Friday, July 07, 2017

Convergence of Project Management and Knowledge Management (Book 7 of 30)

Title: Convergence of Project Management and Knowledge Management
Authors:  Multiple, edited by T. Kanti Srikantaiah, Michael E. D. Koenig, and Suliman Hawamdeh.

I would not have bought this collection of individual papers edited into one volume if I didn't have a deep and ongoing interest in project knowledge management.  Every organization I have ever worked with used projects to advance their mission.  These projects may have been organized around divisions, departments with various names, even "centers" within organizations, but the most relevant unit of analysis from an operational perspective was the project.
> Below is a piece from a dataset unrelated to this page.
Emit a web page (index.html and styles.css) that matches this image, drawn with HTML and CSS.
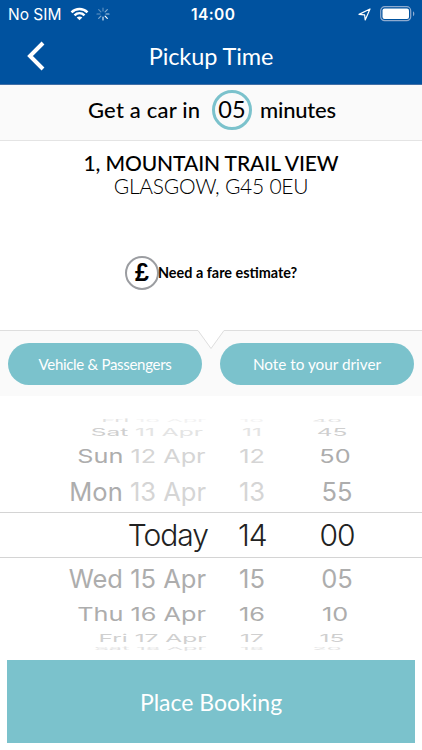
FILE: index.html
```html
<!DOCTYPE html>
<html lang="en">
<head>
    <meta charset="UTF-8">
    <meta name="viewport" content="width=device-width, initial-scale=1.0">
    <title>Pickup Time</title>
    <link rel="stylesheet" href="styles.css">
</head>
<body>
    <header class="header">
        <div class="status-bar">
            <div class="status-left">
                <span class="carrier">No SIM</span>
                <svg class="wifi" width="19" height="14" viewBox="0 0 18 14" fill="none" stroke="#fff" stroke-width="2.5">
                    <path d="M1 5.3C5.5 .8 12.5 .8 17 5.3" />
                    <path d="M4 8.4C6.9 5.6 11.1 5.6 14 8.4" />
                    <path d="M9 13.3L6.2 10.5C7.8 9.1 10.2 9.1 11.8 10.5Z" fill="#fff" stroke="none" />
                </svg>
                <svg class="spinner" width="14" height="14" viewBox="-7 -7 14 14" stroke="#fff" stroke-width="1.2" stroke-linecap="round">
                    <path d="M0-3V-6" opacity=".35" />
                    <path d="M2.1-2.1L4.3-4.3" opacity=".5" />
                    <path d="M3 0H6" opacity=".7" />
                    <path d="M2.1 2.1L4.3 4.3" />
                    <path d="M0 3V6" opacity=".85" />
                    <path d="M-2.1 2.1L-4.3 4.3" opacity=".5" />
                    <path d="M-3 0H-6" opacity=".4" />
                    <path d="M-2.1-2.1L-4.3-4.3" opacity=".35" />
                </svg>
            </div>
            <span class="clock">14:00</span>
            <div class="status-right">
                <svg class="location" width="13" height="13" viewBox="0 0 13 13" fill="none" stroke="#fff" stroke-width="1.2" stroke-linejoin="round">
                    <path d="M1 6.4L12 1L7.2 12L6.6 6.8Z" />
                </svg>
                <svg class="battery" width="35" height="16" viewBox="0 0 35 16">
                    <rect x=".7" y=".7" width="30" height="14" rx="4" fill="none" stroke="#8eabd0" stroke-width="1.2" />
                    <rect x="2.5" y="2.5" width="26.5" height="10.5" rx="2" fill="#fff" />
                    <path d="M33 5.2C34.8 6.2 34.8 9.2 33 10.2Z" fill="#8eabd0" />
                </svg>
            </div>
        </div>
        <div class="nav">
            <svg class="back" width="18" height="30" viewBox="0 0 18 30" fill="none" stroke="#fff" stroke-width="4">
                <path d="M16 2L3 15L16 28" />
            </svg>
            <h1 class="title">Pickup Time</h1>
        </div>
    </header>

    <section class="eta">
        <span class="eta-lead">Get a car in</span>
        <span class="eta-badge">05</span>
        <span class="eta-unit">minutes</span>
    </section>

    <section class="address">
        <p class="street">1, MOUNTAIN TRAIL VIEW</p>
        <p class="city">GLASGOW, G45 0EU</p>
        <div class="fare">
            <span class="pound">£</span>
            <span class="fare-text">Need a fare estimate?</span>
        </div>
    </section>

    <section class="options">
        <svg class="notch" width="422" height="22" viewBox="0 0 422 22">
            <path d="M0 1.5H198L211 19.5L224 1.5H422V22H0Z" fill="#fafafa" />
            <path d="M0 1.5H198L211 19.5L224 1.5H422" fill="none" stroke="#dedede" />
        </svg>
        <button class="pill pill-vehicle">Vehicle &amp; Passengers</button>
        <button class="pill pill-note">Note to your driver</button>
    </section>

    <section class="picker">
        <div class="row far past">
            <span class="date"><b>Fri</b> 10 Apr</span><span class="hour">10</span><span class="minute">40</span>
        </div>
        <div class="row third past">
            <span class="date"><b>Sat</b> 11 Apr</span><span class="hour">11</span><span class="minute">45</span>
        </div>
        <div class="row second past">
            <span class="date"><b>Sun</b> 12 Apr</span><span class="hour">12</span><span class="minute">50</span>
        </div>
        <div class="row first past">
            <span class="date"><b>Mon</b> 13 Apr</span><span class="hour">13</span><span class="minute">55</span>
        </div>
        <div class="row selected">
            <span class="date">Today</span><span class="hour">14</span><span class="minute">00</span>
        </div>
        <div class="row first">
            <span class="date">Wed 15 Apr</span><span class="hour">15</span><span class="minute">05</span>
        </div>
        <div class="row second">
            <span class="date">Thu 16 Apr</span><span class="hour">16</span><span class="minute">10</span>
        </div>
        <div class="row third">
            <span class="date">Fri 17 Apr</span><span class="hour">17</span><span class="minute">15</span>
        </div>
        <div class="row far">
            <span class="date">Sat 18 Apr</span><span class="hour">18</span><span class="minute">20</span>
        </div>
    </section>

    <button class="book-button">Place Booking</button>
</body>
</html>
```

FILE: styles.css
```css
* {
    box-sizing: border-box;
}

body {
    margin: 0;
    height: 750px;
    overflow: hidden;
    background-color: #fff;
    color: #000;
    font-family: Lato, sans-serif;
}

button {
    border: none;
    padding: 0;
    color: #fff;
    font-family: inherit;
    background-color: #7bc2cc;
}

.header {
    height: 85px;
    background-color: #00529f;
    border-bottom: 1px solid #416fa6;
    color: #fff;
}

.status-bar {
    height: 28px;
    display: grid;
    grid-template-columns: 183px 1fr 60px;
    align-items: center;
    padding: 0 7px 0 8px;
    font-family: Inter, sans-serif;
}

.status-left,
.status-right {
    display: flex;
    align-items: center;
}

.status-right {
    justify-content: flex-end;
    gap: 9px;
}

.carrier {
    width: 53px;
    font-size: 15.5px;
    white-space: nowrap;
}

.wifi {
    margin-left: 9px;
}

.spinner {
    margin-left: 7px;
}

.clock {
    font-size: 15.5px;
    font-weight: 600;
    letter-spacing: 0.4px;
}

.nav {
    height: 56px;
    display: grid;
    grid-template-columns: 50px 1fr 50px;
    align-items: center;
}

.back {
    margin-left: 27px;
}

.title {
    margin: -1px 0 0;
    font-size: 23.5px;
    font-weight: 400;
    letter-spacing: -0.1px;
    text-align: center;
}

.eta {
    height: 56px;
    display: flex;
    align-items: flex-start;
    padding: 5px 0 0 88px;
    background-color: #fafafa;
    border-bottom: 1px solid #e4e4e4;
    font-size: 22px;
    font-weight: 500;
    line-height: 40px;
    white-space: nowrap;
}

.eta-lead {
    width: 124px;
    letter-spacing: 0.2px;
}

.eta-badge {
    width: 40px;
    height: 40px;
    border: 3px solid #7bc2cc;
    border-radius: 50%;
    font-size: 23.5px;
    font-weight: 400;
    line-height: 33px;
    text-align: center;
}

.eta-unit {
    margin-left: 8px;
    letter-spacing: -0.2px;
}

.address {
    height: 188px;
    padding-top: 10px;
    text-align: center;
}

.street,
.city {
    margin: 0;
    font-size: 21px;
    line-height: 24px;
}

.street {
    font-weight: 500;
    letter-spacing: -0.1px;
}

.city {
    margin-top: -1px;
    font-weight: 300;
    letter-spacing: -0.25px;
}

.fare {
    display: flex;
    align-items: center;
    margin: 58px 0 0 125px;
}

.pound {
    width: 34px;
    height: 34px;
    border: 2px solid #9b9da1;
    border-radius: 50%;
    font: bold 25px/29px "Liberation Sans", sans-serif;
}

.fare-text {
    margin: -2px 0 0 -1px;
    font-size: 14.4px;
    font-weight: 700;
}

.options {
    position: relative;
    height: 67px;
    display: flex;
    gap: 18px;
    padding: 14px 8px 0;
    background-color: #fafafa;
}

.notch {
    position: absolute;
    top: 0;
    left: 0;
    background-color: #fff;
}

.pill {
    position: relative;
    flex: 1;
    height: 42px;
    border-radius: 21px;
    font-size: 15.3px;
}

.pill-vehicle {
    font-size: 15px;
    letter-spacing: -0.3px;
}

.picker {
    height: 264px;
    padding-top: 23px;
    font-family: Inter, sans-serif;
    font-size: 25.5px;
    color: #adadad;
    overflow: hidden;
}

/* each row is squashed further the more it turns away on the wheel */
.row {
    display: grid;
    grid-template-columns: 206px 108px 1fr;
    grid-template-rows: 100%;
    align-items: center;
    line-height: 30px;
    white-space: nowrap;
}

.row span {
    transform: scale(var(--sx), var(--sy));
}

.row b {
    font-weight: 400;
    color: #adadad;
}

.date {
    justify-self: end;
    transform-origin: right center;
}

.hour {
    width: 28px;
    margin-left: 32px;
    text-align: center;
}

.minute {
    width: 36px;
    margin-left: 5px;
    text-align: center;
}

.past {
    color: #d5d5d5;
}

.past .minute {
    color: #adadad;
}

.first {
    --sx: 1;
    --sy: 1;
    height: 41px;
}

.second {
    --sx: 0.99;
    --sy: 0.74;
    height: 30px;
}

.second .minute {
    margin-left: 3px;
}

.third {
    --sx: 0.96;
    --sy: 0.42;
    height: 18px;
    color: #d0d0d0;
}

.third .minute {
    margin-left: 0;
}

.third b,
.third .minute {
    color: #cfcfcf;
}

.third.past {
    color: #e4e4e4;
}

.third.past .date {
    margin-right: 3px;
}

.far {
    --sx: 0.92;
    --sy: 0.16;
    height: 4px;
    color: #e2e2e2;
}

.far .minute {
    margin-left: -5px;
}

.far.past {
    height: 4px;
    color: #f2f2f2;
}

.far b,
.far.past .minute {
    color: #e2e2e2;
}

.selected {
    --sx: 1;
    --sy: 1;
    height: 46px;
    border-top: 1px solid #d4d4d4;
    border-bottom: 1px solid #d4d4d4;
    font-size: 30px;
    font-weight: 350;
    letter-spacing: -1px;
    line-height: 32px;
    color: #222;
}

.selected .date {
    margin-right: -2px;
}

.book-button {
    display: block;
    width: 408px;
    height: 83px;
    margin: 0 7px;
    font-size: 23px;
}
```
Where projects dominate as an organizational structure, a key challenge with regards to knowledge management is the development of knowledge silos.  Each project can become a small kingdom of its own with minimal knowledge flows in or out.  This could lead to perfectly self-sufficient and effective projects (unlikely) but it's not doing much good to the organization in terms of knowledge sharing.

That's where the PMO (project management organization) comes in -- assuming there is one.  A central feature of a PMO should be to facilitate knowledge sharing across ongoing projects and the documentation of lessons learned at the project level that can be shared across projects.  The PMO should also play a key role in making necessary adjustments at the institutional level to ensure that lessons become embedded in policies and processes.

For the sake of linking to a previous blog post in this series (The Accidental Taxonomist - Book 2 of 30), one way to organize project knowledge would be to use the 9 (probably 10 by now) areas of project management as described by the Project Management Institute (PMI).  In fact, the taxonomy I used at NASA/Goddard to document project management lessons learned used the key PMI topic areas as a starting point and attempted to stick to a terminology consistent with PMI - even though NASA project management has its own well-defined processes and doesn't follow PMI.

TO DO
  • This book deserves a thorough second reading.  Read it again!
  • Carefully read Stephen DufField's just released Dissertation:  Systemic Lessons Learned Knowledge Model (aka SYLLK model). 
  • Revisit my bibliography of project knowledge management resources and update as needed.